Interface markup and scripts:
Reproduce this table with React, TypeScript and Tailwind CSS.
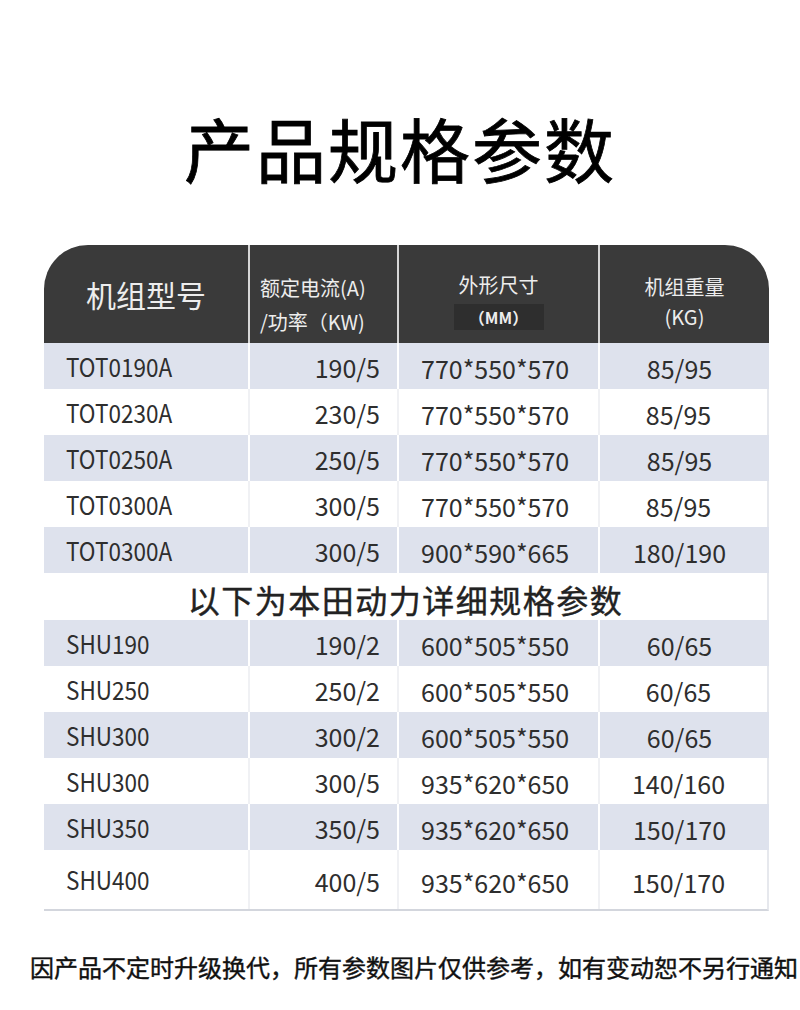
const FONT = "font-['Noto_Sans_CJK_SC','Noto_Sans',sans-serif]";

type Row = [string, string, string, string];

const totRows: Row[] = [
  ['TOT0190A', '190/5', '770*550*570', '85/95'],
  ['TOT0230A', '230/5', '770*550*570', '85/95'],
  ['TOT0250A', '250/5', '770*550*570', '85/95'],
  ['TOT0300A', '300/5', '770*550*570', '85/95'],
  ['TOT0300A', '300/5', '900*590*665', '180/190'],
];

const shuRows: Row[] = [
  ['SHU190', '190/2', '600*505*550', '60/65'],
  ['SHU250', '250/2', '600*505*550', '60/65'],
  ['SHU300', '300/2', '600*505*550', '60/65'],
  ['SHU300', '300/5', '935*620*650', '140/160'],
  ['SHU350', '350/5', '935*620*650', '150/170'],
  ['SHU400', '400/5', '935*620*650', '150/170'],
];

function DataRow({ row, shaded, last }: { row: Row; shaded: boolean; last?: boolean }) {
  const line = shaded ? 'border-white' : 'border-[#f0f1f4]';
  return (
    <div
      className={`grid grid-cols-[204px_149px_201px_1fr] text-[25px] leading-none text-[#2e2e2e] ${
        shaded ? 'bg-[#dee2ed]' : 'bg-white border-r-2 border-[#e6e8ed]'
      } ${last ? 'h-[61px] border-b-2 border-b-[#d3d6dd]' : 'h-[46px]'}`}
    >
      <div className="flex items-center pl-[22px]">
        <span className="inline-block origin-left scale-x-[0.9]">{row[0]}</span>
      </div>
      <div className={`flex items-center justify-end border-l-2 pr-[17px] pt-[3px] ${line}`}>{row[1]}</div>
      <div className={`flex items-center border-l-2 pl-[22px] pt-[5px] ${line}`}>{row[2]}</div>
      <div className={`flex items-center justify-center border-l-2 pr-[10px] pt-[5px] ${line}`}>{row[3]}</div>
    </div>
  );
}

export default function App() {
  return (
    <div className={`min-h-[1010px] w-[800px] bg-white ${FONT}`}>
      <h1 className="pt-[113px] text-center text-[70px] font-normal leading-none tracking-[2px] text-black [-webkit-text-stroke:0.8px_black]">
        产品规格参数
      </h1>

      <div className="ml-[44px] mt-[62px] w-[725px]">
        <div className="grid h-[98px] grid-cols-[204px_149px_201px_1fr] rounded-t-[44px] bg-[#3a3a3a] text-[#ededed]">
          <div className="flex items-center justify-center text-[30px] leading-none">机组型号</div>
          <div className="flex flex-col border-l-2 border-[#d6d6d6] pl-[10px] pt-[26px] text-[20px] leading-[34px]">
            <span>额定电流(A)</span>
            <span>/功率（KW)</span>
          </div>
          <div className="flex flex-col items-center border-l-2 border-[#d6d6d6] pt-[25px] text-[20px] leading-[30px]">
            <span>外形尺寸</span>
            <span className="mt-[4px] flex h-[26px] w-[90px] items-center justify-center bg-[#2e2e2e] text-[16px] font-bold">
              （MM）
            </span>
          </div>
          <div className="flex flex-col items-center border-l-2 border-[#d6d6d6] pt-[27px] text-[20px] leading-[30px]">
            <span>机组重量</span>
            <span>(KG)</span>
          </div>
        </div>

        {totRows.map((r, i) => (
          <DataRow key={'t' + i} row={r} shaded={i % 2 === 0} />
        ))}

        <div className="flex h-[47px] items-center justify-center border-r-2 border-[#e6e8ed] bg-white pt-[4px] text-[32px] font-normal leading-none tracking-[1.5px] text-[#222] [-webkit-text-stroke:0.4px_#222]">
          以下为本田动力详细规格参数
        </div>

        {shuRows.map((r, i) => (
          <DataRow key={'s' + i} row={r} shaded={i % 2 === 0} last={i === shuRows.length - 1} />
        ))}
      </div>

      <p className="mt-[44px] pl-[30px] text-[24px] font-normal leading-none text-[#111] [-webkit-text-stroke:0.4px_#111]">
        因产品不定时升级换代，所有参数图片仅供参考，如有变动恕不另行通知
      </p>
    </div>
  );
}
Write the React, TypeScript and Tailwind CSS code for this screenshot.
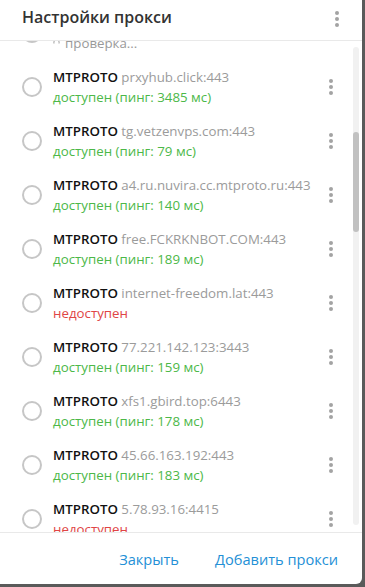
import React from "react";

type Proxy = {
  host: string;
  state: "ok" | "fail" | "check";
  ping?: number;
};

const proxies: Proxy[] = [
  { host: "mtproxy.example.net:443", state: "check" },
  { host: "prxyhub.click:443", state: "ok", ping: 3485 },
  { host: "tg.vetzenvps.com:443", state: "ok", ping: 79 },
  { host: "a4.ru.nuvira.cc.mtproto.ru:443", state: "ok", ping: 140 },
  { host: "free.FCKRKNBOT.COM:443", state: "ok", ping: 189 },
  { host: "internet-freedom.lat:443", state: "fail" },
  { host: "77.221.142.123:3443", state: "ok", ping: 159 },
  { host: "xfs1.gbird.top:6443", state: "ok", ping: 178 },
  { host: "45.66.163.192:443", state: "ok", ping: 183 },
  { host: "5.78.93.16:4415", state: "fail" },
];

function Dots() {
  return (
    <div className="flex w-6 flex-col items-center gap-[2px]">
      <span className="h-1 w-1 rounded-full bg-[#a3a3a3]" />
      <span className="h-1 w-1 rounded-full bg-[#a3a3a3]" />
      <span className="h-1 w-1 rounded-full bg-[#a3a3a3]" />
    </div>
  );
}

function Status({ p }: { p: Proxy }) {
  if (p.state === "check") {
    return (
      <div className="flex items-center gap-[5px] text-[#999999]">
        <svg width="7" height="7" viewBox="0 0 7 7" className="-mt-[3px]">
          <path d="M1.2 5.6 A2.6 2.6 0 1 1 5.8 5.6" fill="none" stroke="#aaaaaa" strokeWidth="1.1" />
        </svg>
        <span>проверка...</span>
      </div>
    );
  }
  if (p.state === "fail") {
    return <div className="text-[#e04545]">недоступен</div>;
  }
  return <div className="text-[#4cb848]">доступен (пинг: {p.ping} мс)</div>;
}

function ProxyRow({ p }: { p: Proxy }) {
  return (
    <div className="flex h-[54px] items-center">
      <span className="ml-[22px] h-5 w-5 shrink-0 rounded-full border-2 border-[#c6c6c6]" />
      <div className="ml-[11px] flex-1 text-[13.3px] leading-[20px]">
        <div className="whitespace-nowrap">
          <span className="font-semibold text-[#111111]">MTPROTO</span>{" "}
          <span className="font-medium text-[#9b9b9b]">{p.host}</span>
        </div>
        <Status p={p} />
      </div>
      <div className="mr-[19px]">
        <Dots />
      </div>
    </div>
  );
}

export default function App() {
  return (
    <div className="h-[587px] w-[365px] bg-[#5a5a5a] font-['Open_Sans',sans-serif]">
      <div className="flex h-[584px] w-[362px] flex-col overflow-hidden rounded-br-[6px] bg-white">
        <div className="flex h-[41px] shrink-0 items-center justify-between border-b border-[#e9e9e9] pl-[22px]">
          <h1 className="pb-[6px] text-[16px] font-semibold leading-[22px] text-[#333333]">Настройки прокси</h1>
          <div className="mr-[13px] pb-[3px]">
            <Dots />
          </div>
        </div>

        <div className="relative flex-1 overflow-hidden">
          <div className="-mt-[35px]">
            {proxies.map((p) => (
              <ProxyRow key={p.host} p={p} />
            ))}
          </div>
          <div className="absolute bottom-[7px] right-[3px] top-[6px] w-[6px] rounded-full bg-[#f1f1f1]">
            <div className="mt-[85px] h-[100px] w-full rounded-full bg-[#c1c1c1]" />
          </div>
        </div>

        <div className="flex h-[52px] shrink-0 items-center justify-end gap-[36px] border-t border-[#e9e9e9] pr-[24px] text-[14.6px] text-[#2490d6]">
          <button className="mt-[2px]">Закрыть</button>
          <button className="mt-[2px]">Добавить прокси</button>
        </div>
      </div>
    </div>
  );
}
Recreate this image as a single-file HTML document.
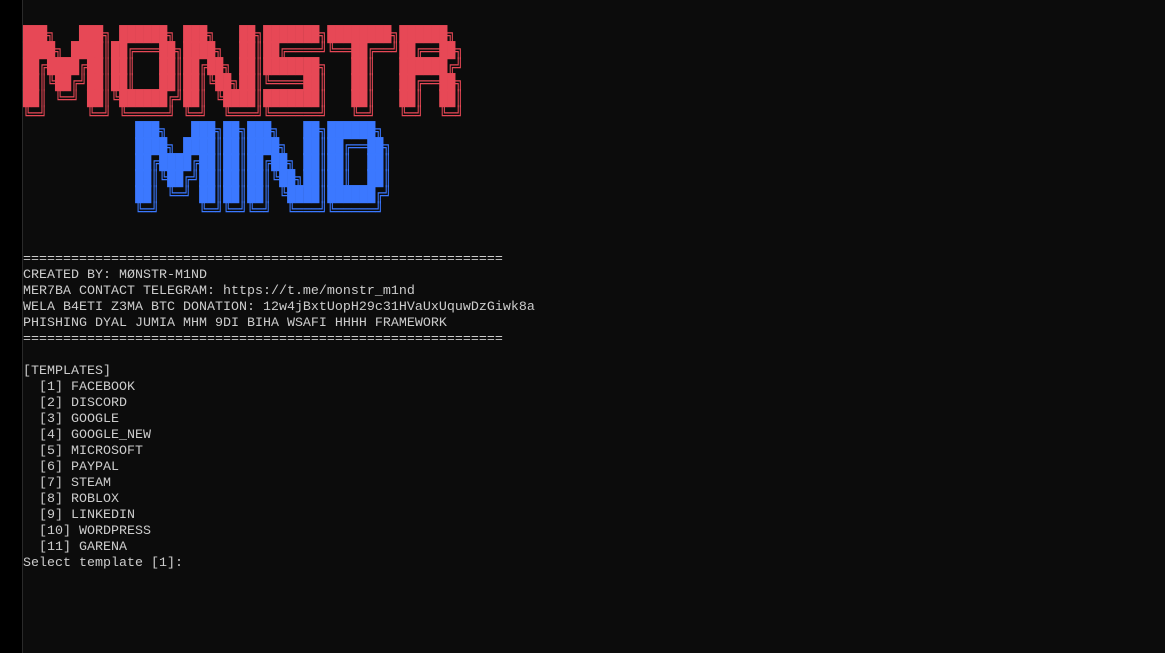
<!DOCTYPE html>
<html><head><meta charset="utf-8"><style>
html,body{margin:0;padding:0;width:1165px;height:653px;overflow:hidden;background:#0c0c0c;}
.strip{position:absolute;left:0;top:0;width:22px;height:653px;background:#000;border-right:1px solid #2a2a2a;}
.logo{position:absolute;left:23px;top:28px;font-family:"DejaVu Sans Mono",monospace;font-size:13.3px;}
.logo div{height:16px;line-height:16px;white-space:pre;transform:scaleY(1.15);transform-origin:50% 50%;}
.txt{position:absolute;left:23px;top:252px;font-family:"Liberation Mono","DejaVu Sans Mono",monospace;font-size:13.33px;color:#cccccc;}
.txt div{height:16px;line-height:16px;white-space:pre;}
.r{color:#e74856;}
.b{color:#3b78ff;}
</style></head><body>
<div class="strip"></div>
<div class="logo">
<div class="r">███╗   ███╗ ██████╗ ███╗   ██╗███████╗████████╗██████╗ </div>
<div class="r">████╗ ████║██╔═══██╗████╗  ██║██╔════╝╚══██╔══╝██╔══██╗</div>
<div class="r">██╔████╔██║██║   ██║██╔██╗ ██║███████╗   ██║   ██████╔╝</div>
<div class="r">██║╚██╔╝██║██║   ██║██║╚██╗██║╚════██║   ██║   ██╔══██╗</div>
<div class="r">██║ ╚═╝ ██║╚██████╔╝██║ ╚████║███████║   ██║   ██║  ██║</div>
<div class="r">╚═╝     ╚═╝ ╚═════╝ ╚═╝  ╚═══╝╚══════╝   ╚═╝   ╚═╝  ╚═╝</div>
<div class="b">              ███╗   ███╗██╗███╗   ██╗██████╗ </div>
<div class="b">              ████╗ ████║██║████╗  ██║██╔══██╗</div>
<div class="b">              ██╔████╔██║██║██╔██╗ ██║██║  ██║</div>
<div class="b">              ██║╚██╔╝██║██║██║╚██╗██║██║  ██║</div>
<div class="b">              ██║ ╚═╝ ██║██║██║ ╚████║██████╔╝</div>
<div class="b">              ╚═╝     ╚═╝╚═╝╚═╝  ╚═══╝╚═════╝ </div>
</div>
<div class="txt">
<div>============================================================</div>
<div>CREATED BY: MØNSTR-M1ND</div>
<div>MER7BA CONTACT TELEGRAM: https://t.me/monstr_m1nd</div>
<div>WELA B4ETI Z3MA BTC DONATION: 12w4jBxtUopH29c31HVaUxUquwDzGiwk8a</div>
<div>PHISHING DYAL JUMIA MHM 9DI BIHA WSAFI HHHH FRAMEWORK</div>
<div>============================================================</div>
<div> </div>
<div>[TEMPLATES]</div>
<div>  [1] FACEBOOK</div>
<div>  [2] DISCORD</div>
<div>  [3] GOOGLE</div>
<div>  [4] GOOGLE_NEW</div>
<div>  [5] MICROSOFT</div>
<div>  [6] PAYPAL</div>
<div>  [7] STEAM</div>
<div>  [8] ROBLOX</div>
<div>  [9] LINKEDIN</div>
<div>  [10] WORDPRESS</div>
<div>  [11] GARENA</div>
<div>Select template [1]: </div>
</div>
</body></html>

» **To be done**: Please return, exactly as written, the lines from the first line of the records above through the line containing "type Row = [string, string, string, string];", both included, leaving out any pictures.

» **Answer**:
Reproduce this table with React, TypeScript and Tailwind CSS.
const FONT = "font-['Noto_Sans_CJK_SC','Noto_Sans',sans-serif]";

type Row = [string, string, string, string];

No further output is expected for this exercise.